Mais toujours avec sa vision déchirée, humoristique et marquée par le néant, car les dieux ne répondent jamais à ses prières. Jusqu’à Midas, dernier écrit, où il raconte son propre assassinat par une bande de tycoons mafieux, histoire très sombre et tragique.

Interview swissinfo, Isabelle Eichenberger

«Les mythes de Dürrenmatt (Minotaure, Pythie, Midas, Achterloo)» à la Fondation Martin Bodmer à Cologny (Genève), du 19 novembre 2005 au 12 mars 2006.
L’exposition a été mise en scène par Mario Botta, architecte du nouveau musée de la Fondation Martin Bodmer, à Cologny et du Centre Dürrenmatt à Neuchâtel.
Dessins et manuscrits datent des sept dernières années de Dürrenmatt, de 1983-1990, prêtés par sa veuve Charlotte Kerr.
Le film «Portrait d’une planète» réalisé par celle-ci, est projeté pendant l’exposition.
Figurent 2 gravures et 4 dessins de Picasso sur le thème du Minotaure.
Le catalogue, «Les Mythes de Dürrenmatt», a été publié par Skira.

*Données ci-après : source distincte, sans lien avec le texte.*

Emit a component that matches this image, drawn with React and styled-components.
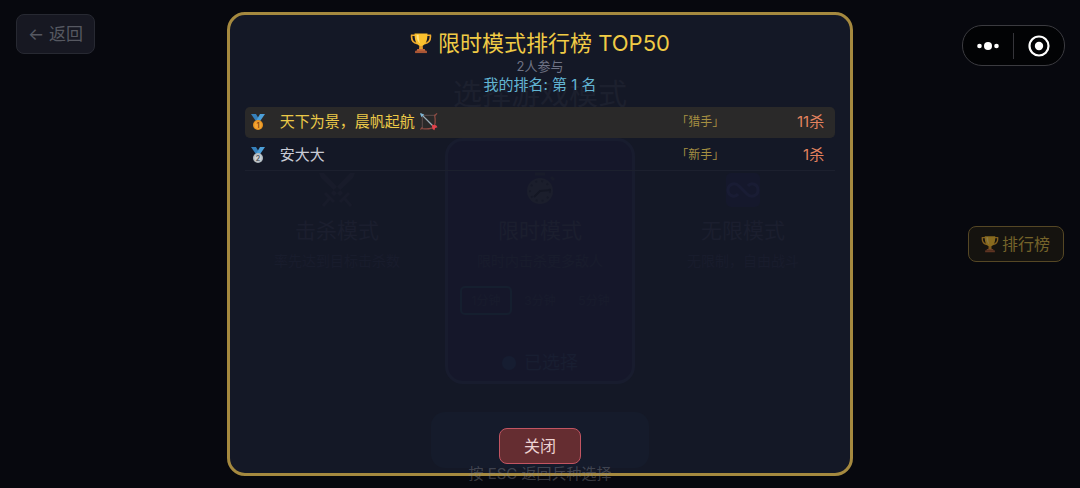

– Ecrivain, dramaturge et philosophe, mais aussi peintre, Friedrich Dürrenmatt est né en 1921 à Konolfingen (Berne). Il a vécu à Neuchâtel de 1952 à sa mort, en 1990.

– Martin Bodmer est né en 1899 à Zurich et sa fortune lui permit de collectionner des manuscrits jusqu’à sa mort à Genève, en 1971. Il fonda le Prix Gottfried Keller en 1922 et vint à Genève en 1939 au service du CICR.